Não é de hoje que se transforma os mais pobres em heróis, em vítimas e mártires, portanto dignos de piedade ou admiração. A moral cristã sempre foi perita nesta transformação ideológica e semântica, assimilando pobreza à pureza, à inocência. Claramente, este instrumento também servia muito bem à política: ao invés de propor uma mudança na vida daquela mãe solteira, Bush propôs que ela passasse a se orgulhar de sua própria precariedade. O mesmo discurso vale para muitas obras de arte, e esta foi a impressão inicial diante de Indomável Sonhadora (“Beasts of the Southern Wild”), retrato de uma comunidade paupérrima nos Estados Unidos.

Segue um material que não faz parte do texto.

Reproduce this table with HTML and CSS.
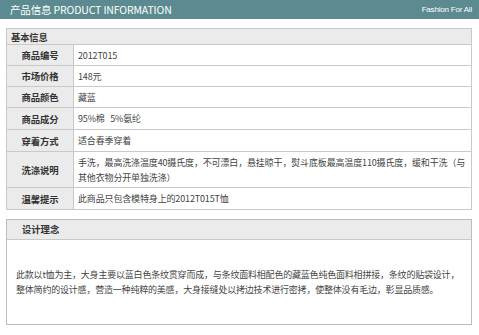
FILE: index.html
```html
<!DOCTYPE html>
<html lang="zh">
<head>
<meta charset="utf-8">
<title>产品信息</title>
<link rel="stylesheet" href="styles.css">
</head>
<body>
<div class="page">
  <header class="topbar">
    <span class="title">产品信息 PRODUCT INFORMATION</span>
    <span class="slogan">Fashion For All</span>
  </header>

  <table class="info">
    <tr><th class="head" colspan="2">基本信息</th></tr>
    <tr class="r"><td class="lbl">商品编号</td><td class="val">2012T015</td></tr>
    <tr class="r"><td class="lbl">市场价格</td><td class="val">148元</td></tr>
    <tr class="r"><td class="lbl">商品颜色</td><td class="val">藏蓝</td></tr>
    <tr class="r2"><td class="lbl">商品成分</td><td class="val">95%棉&nbsp;&nbsp;&nbsp;5%氨纶</td></tr>
    <tr class="r2"><td class="lbl">穿着方式</td><td class="val">适合春季穿着</td></tr>
    <tr class="rw"><td class="lbl">洗涤说明</td><td class="val multi">手洗，最高洗涤温度40摄氏度，不可漂白，悬挂晾干，熨斗底板最高温度110摄氏度，缓和干洗（与<br>其他衣物分开单独洗涤）</td></tr>
    <tr class="r2"><td class="lbl">温馨提示</td><td class="val">此商品只包含模特身上的2012T015T恤</td></tr>
  </table>

  <section class="design">
    <div class="design-head">设计理念</div>
    <div class="design-body">
      <p>此款以t恤为主，大身主要以蓝白色条纹贯穿而成，与条纹面料相配色的藏蓝色纯色面料相拼接，条纹的贴袋设计，<br>整体简约的设计感，营造一种纯粹的美感，大身接缝处以拷边技术进行密拷，使整体没有毛边，彰显品质感。</p>
    </div>
  </section>
</div>
</body>
</html>
```

FILE: styles.css
```css
* { box-sizing: border-box; }
html, body { margin: 0; padding: 0; background: #ffffff; }
body {
  font-family: "Noto Sans CJK SC", "Noto Sans", sans-serif;
  color: #3a3a3a;
  width: 479px;
  height: 335px;
  overflow: hidden;
}
.page { width: 479px; }

.topbar {
  height: 19px;
  background: #5b8b90;
  display: flex;
  align-items: center;
  justify-content: space-between;
  padding: 0 7px 0 10px;
  color: #ffffff;
}
.title { font-size: 10.5px; letter-spacing: -0.15px; line-height: 19px; }
.slogan { font-family: "Liberation Sans", Arial, sans-serif; font-size: 8px; letter-spacing: -0.2px; line-height: 19px; }

.info {
  margin: 9px 0 0 6px;
  width: 466px;
  border-collapse: collapse;
  border: 1px solid #bdbdbd;
  font-size: 9px;
  letter-spacing: -0.15px;
}
.info td, .info th { border: 1px solid #c9c9c9; padding: 0; }
.head {
  height: 16px;
  background: #ebebeb;
  text-align: left;
  font-weight: bold;
  font-size: 9.3px;
  padding-left: 4px !important;
  color: #333;
  line-height: 14px;
}
.lbl {
  width: 67px;
  background: #ebebeb;
  text-align: center;
  font-weight: bold;
  font-size: 9.4px;
  color: #333;
}
.val { padding-left: 4px !important; color: #444; }
.r td { height: 21px; }
.r2 td { height: 22px; }
.rw td { height: 36px; }
.multi { line-height: 15px; }

.design {
  margin: 9px 0 0 6px;
  width: 466px;
  border: 1px solid #bdbdbd;
}
.design-head {
  height: 20px;
  background: #ebebeb;
  border-bottom: 1px solid #c9c9c9;
  font-size: 9.3px;
  font-weight: bold;
  line-height: 19px;
  padding-left: 15px;
  color: #333;
}
.design-body {
  height: 84px;
  display: flex;
  align-items: center;
  padding: 0 9px 0 9px;
}
.design-body p {
  margin: 0;
  font-size: 9px;
  letter-spacing: -0.2px;
  line-height: 15px;
  color: #444;
  white-space: nowrap;
}
```
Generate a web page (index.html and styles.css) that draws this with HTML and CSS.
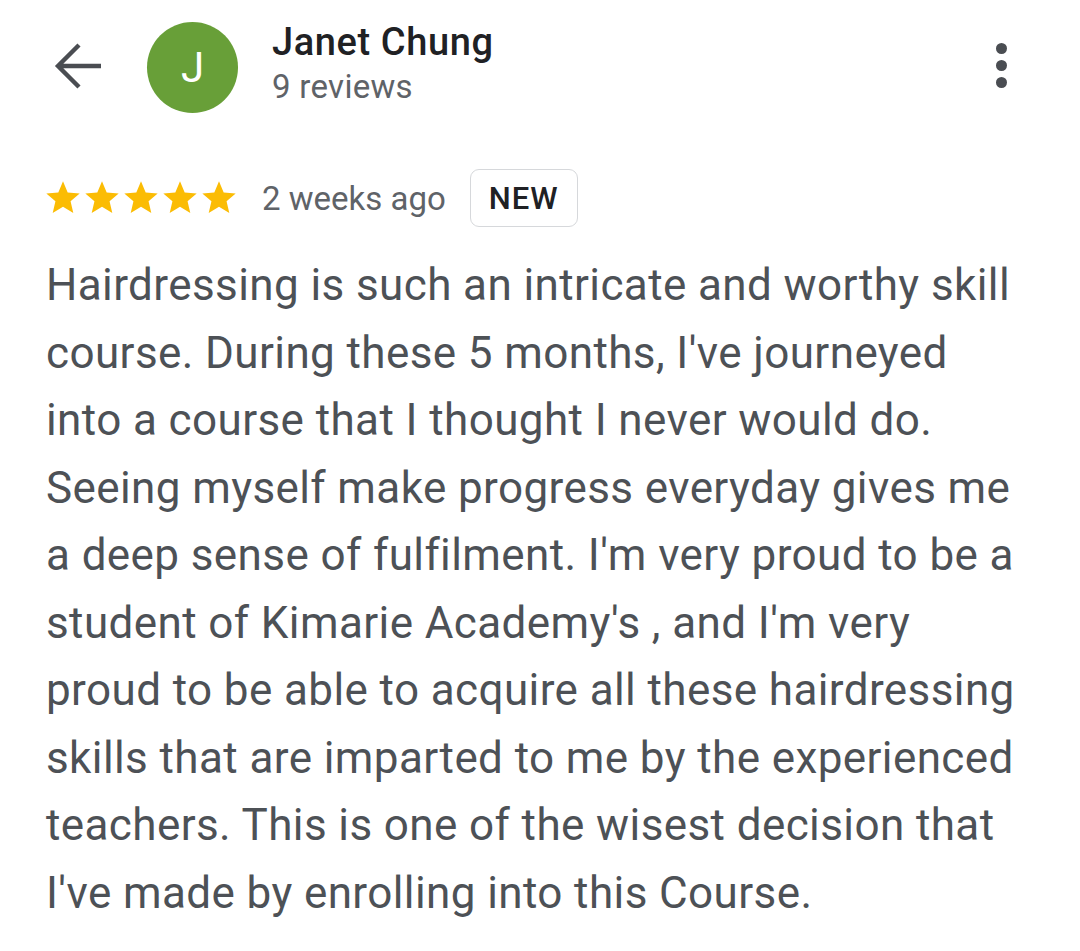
FILE: index.html
```html
<!DOCTYPE html>
<html lang="en">
<head>
    <meta charset="UTF-8">
    <meta name="viewport" content="width=device-width, initial-scale=1.0">
    <title>Janet Chung - Review</title>
    <link rel="stylesheet" href="styles.css">
</head>
<body>
    <div class="page">
        <div class="header">
            <button class="back-btn" aria-label="Back">
                <svg width="48" height="48" viewBox="0 0 48 48">
                    <path d="M47 23H4 M25 2L4 23L25 44" fill="none" stroke="#4a4d52" stroke-width="4.4" stroke-linejoin="miter"/>
                </svg>
            </button>
            <div class="avatar">J</div>
            <div class="author">
                <div class="author-name">Janet Chung</div>
                <div class="author-meta">9 reviews</div>
            </div>
            <button class="menu-btn" aria-label="More">
                <span class="dot"></span>
                <span class="dot"></span>
                <span class="dot"></span>
            </button>
        </div>

        <div class="rating-row">
            <div class="stars">
                <svg class="star" viewBox="0 0 24 24"><path d="M12 17.27L18.18 21l-1.64-7.03L22 9.24l-7.19-.61L12 2 9.19 8.63 2 9.24l5.46 4.73L5.82 21z"/></svg>
                <svg class="star" viewBox="0 0 24 24"><path d="M12 17.27L18.18 21l-1.64-7.03L22 9.24l-7.19-.61L12 2 9.19 8.63 2 9.24l5.46 4.73L5.82 21z"/></svg>
                <svg class="star" viewBox="0 0 24 24"><path d="M12 17.27L18.18 21l-1.64-7.03L22 9.24l-7.19-.61L12 2 9.19 8.63 2 9.24l5.46 4.73L5.82 21z"/></svg>
                <svg class="star" viewBox="0 0 24 24"><path d="M12 17.27L18.18 21l-1.64-7.03L22 9.24l-7.19-.61L12 2 9.19 8.63 2 9.24l5.46 4.73L5.82 21z"/></svg>
                <svg class="star" viewBox="0 0 24 24"><path d="M12 17.27L18.18 21l-1.64-7.03L22 9.24l-7.19-.61L12 2 9.19 8.63 2 9.24l5.46 4.73L5.82 21z"/></svg>
            </div>
            <span class="review-date">2 weeks ago</span>
            <span class="badge">NEW</span>
        </div>

        <p class="review-text">Hairdressing is such an intricate and worthy skill course. During these 5 months, I've journeyed into a course that I thought I never would do. Seeing myself make progress everyday gives me a deep sense of fulfilment. I'm very proud to be a student of Kimarie Academy's , and I'm very proud to be able to acquire all these hairdressing skills that are imparted to me by the experienced teachers. This is one of the wisest decision that I've made by enrolling into this Course.</p>
    </div>
</body>
</html>
```

FILE: styles.css
```css
body {
    font-family: Roboto, "Noto Sans", Arial, sans-serif;
    background-color: #ffffff;
    margin: 0;
}

.page {
    width: 1080px;
    height: 951px;
    overflow: hidden;
    box-sizing: border-box;
    padding: 22px 0 0 46px;
}

.header {
    display: flex;
    align-items: center;
    height: 90px;
}

.back-btn {
    border: none;
    background: none;
    padding: 0;
    width: 48px;
    height: 48px;
    margin-left: 8px;
    display: flex;
    cursor: pointer;
}

.avatar {
    width: 91px;
    height: 91px;
    border-radius: 50%;
    background-color: #689f38;
    color: #ffffff;
    font-size: 42px;
    display: flex;
    align-items: center;
    justify-content: center;
    margin-left: 45px;
}

.author {
    margin-left: 34px;
    flex: 1;
    display: flex;
    flex-direction: column;
    margin-top: -5px;
}

.author-name {
    font-size: 38px;
    font-weight: 500;
    color: #202124;
    line-height: 44px;
    letter-spacing: 0.6px;
}

.author-meta {
    font-size: 33px;
    color: #5f6368;
    line-height: 46px;
    letter-spacing: 0.3px;
}

.menu-btn {
    border: none;
    background: none;
    padding: 0;
    width: 20px;
    margin-right: 69px;
    display: flex;
    flex-direction: column;
    align-items: center;
    gap: 6px;
    margin-top: -3px;
}

.dot {
    width: 11px;
    height: 11px;
    border-radius: 50%;
    background-color: #4a4d52;
}

.rating-row {
    display: flex;
    align-items: center;
    margin-top: 57px;
    height: 58px;
}

.stars {
    display: flex;
    margin-left: -3px;
}

.star {
    width: 40px;
    height: 40px;
    margin-right: -1px;
    fill: #fbbc04;
}

.review-date {
    font-size: 33px;
    color: #5f6368;
    margin-left: 24px;
}

.badge {
    margin-left: 24px;
    height: 58px;
    box-sizing: border-box;
    padding: 0 18px;
    border: 1.5px solid #d6d8db;
    border-radius: 9px;
    display: flex;
    align-items: center;
    font-size: 31px;
    font-weight: 500;
    color: #202124;
    letter-spacing: 1px;
}

.review-text {
    margin: 25px 0 0 0;
    width: 980px;
    font-size: 44px;
    line-height: 67.5px;
    letter-spacing: 0.4px;
    color: #4d5156;
}
```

No filme, uma unanimidade crítica, uma garota de seis anos, órfã de mãe, vive com o pai “como um bicho”, de acordo com ele, comendo o que ela encontra pelo chão, sempre com as mãos, sempre com pressa. Nas raras ocasiões em que uma comida preparada se oferece à garota, ela é ensinada a recusar. Ela deve ter “orgulho de ser quem ela é”, ou seja, não aspirar a uma ascensão social. A história continua com um desfile de cenas de Hushpuppy (a menina tem nome de filhote, ou “puppy” em inglês) se afogando durante uma enchente, sofrendo dores mas não podendo chorar, sendo abandonada durante dias e cuidando de si mesma, sozinha.
A solução encontrada pelo diretor Benh Zeitlin foi apelar para o realismo fantástico: Hushpuppy, também narradora da história, apela para filosofias sobre a natureza humana que ela seria incapaz de ter em sua idade, à medida que enxerga feras gigantescas, espécies de imensos javalis pantanosos, avançando em sua direção. Zeitlin aos poucos retira as glórias da miséria para fazer dela algo lúdico – não piedoso, mas adorável porque desproporcional: nós, público de classe média, sabemos que a garota vive em situação precária, mas ela mesma não o sabe. Através da inocência do olhar infantil, Indomável Sonhadora esquiva-se da crônica social (algo pouco apreciado pela crítica americana) para se tornar uma jornada de superação individual (isso sim, algo mais do que prestigiado).
De certo modo, essa era a mesma estratégia de Bush, quando se focava na mãe solteira, recusando reconhecê-la como parte de uma população maior. Ele preferiu dar-lhe valor pela distinção, fechando os olhos à sociedade ao redor. Indomável Sonhadora está longe deste nível de conformismo, mas talvez sejam justamente as suas partes mais fantasiosas, aquelas que mais provocam tristeza, alegria, choro. Ou seja, são estas as imagens que comovem e, pela identificação, não propõem o distanciamento, nem a reflexão. Por trás desta garotinha com um rosto e voz adoráveis, existe o resto da sociedade miserável, que talvez não se iluda quanto à sua posição social, que não enxergue feras selvagens pelo mundo. Existe muita gente que não é, e nem será herói.